UPDATED 21:54 EDT / FEBRUARY 08 2021

SECURITY

Hacker targets Florida treatment plant in attempt to poison water supply

Sadly in 2021 not a day passes without news of a company, government or organization being targeted by hackers, but usually cyberattacks don’t try to poison thousands of people.

That’s exactly what nearly happened last week in Pinellas County, Florida.

An unknown attacker remotely accessed a water treatment plant in Oldsmar, Florida, on Friday, Feb. 5, and attempted to poison the water supply by increasing the sodium hydroxide to toxic levels. Sodium hydroxide, also known as lye and caustic soda, is used to control water supply acidity and remove heavy metals from water. In very small doses it’s fine, but in high doses it can range from skin irritation to potential death by causing severe burns.

Fortunately, in this case, the attacker was detected before the water supply could be affected. The attacker is said to have gained remote access to the water supply system for about five minutes and then tried to increase the sodium hydroxide level in the water by a factor of more than 100 times. An operator at the water supply plant noticed the attempt and reset the proper levels of sodium hydroxide.

Officials from Oldsmar and Pinellas County claimed that the public was “never in danger” and that redundancies would have triggered alarms had the levels set by the attacker not been detected by an operator. “The protocols that we have in place, monitoring protocols, they work; that’s the good news,” Oldsmar Mayor Eric Seidel told local media. “Even had they not caught them, there’s redundancies in the system that would have caught the change in the pH level.”

The path to the hack was via the attacker gaining access to the water control system through TeamViewer.

“With so much emphasis recently placed on hacks for the health care and financial services industry, an infrastructure hack such as this tends to hit much closer to home since it regards our physical safety,” Tom Garrubba, chief information security officer at third party risk management firm Shared Assessments, told SiliconANGLE. “It is critical to consistently review and monitor such critical administrative accounts that control such systems. Alarms and logs for critical infrastructure systems should be reviewed and attended to constantly, and if such a hack or changes in set tolerances were to occur, a root cause analysis is imperative to mitigate such an event from happening in the future.”

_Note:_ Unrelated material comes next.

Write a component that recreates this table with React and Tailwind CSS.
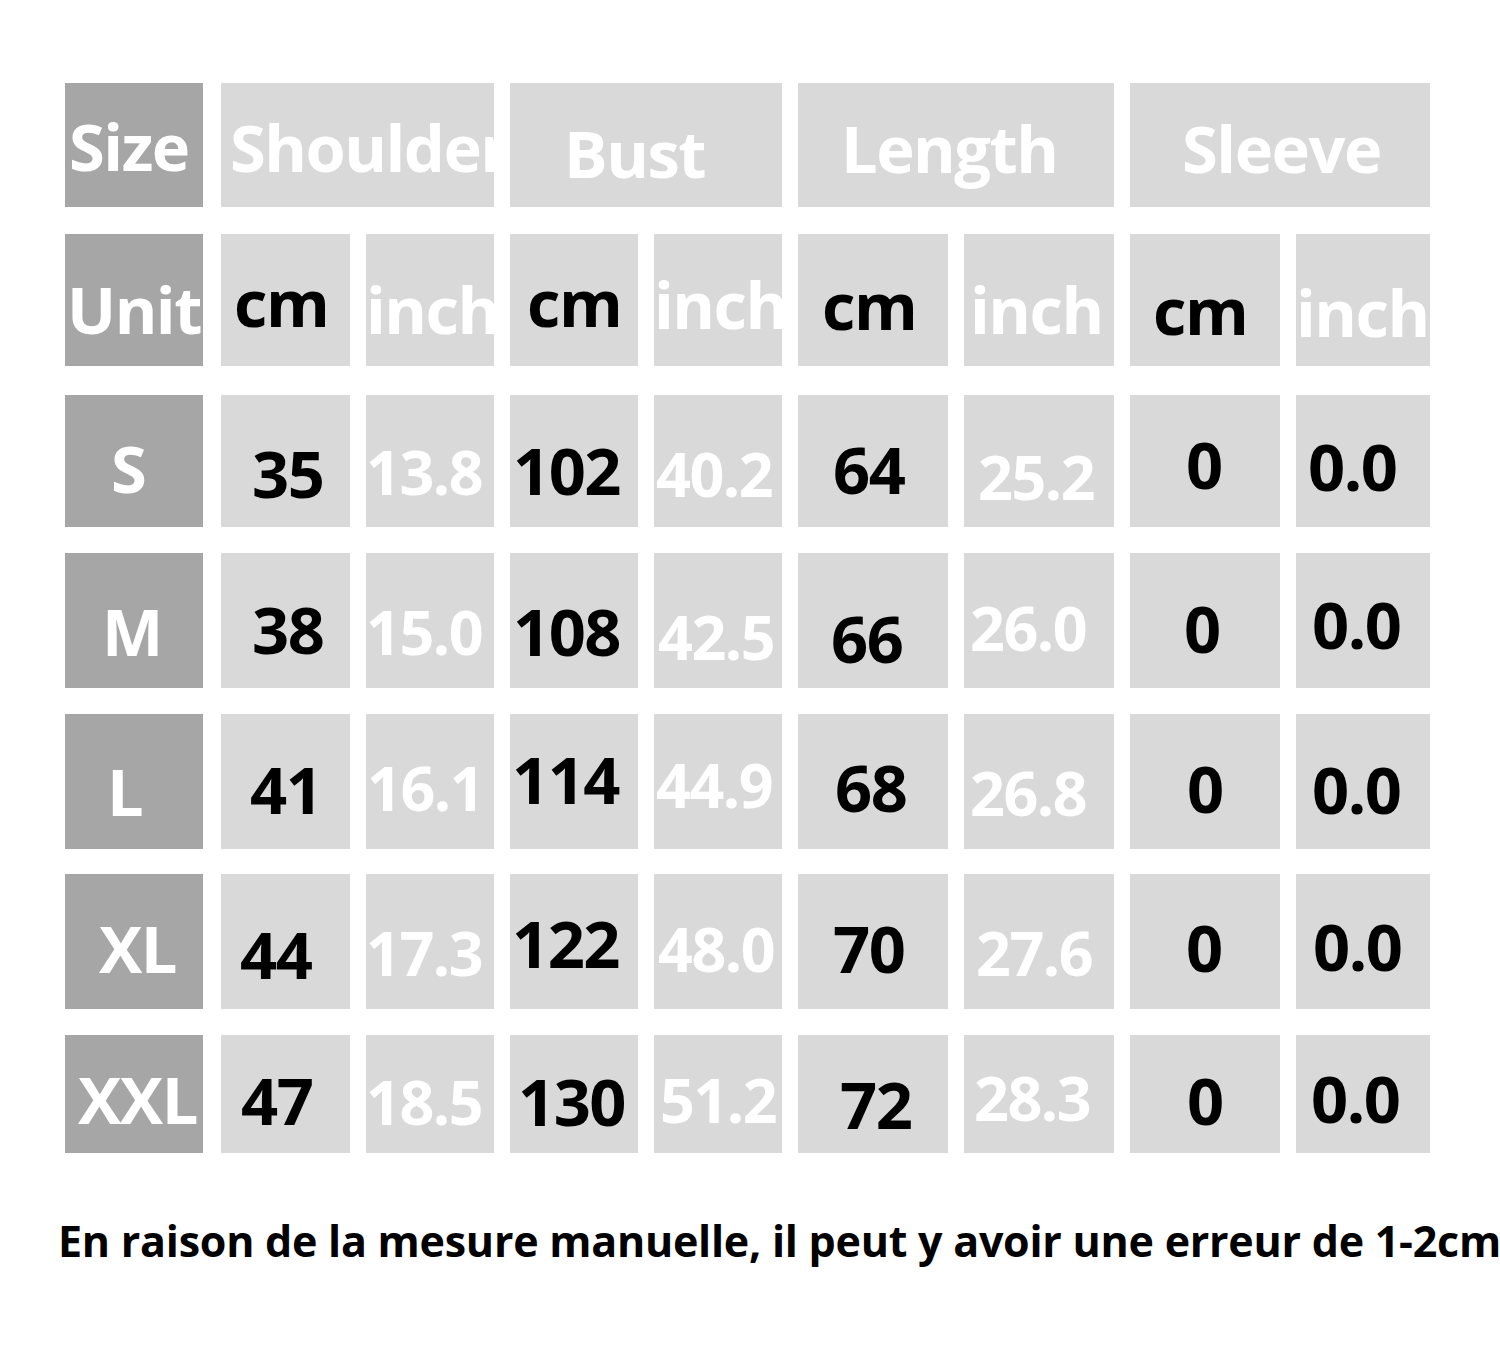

Kevin Dunne, president at integrated risk management solutions company Greenlight Technologies Inc., noted the COVID-19 pandemic has forced many organizations to adopt remote-access capabilities sooner than they had planned.

“Many organizations have previously felt protected by traditional perimeter security such as firewalls and VPNs,” Dunne said. “However, the new shift to work from anywhere has reduced the efficacy of many of these methods and even rendered some of them useless. Now, more than ever, the most effective way to secure remote access is to secure and monitor identity and access to know exactly who is accessing critical systems and what they are doing with that access.”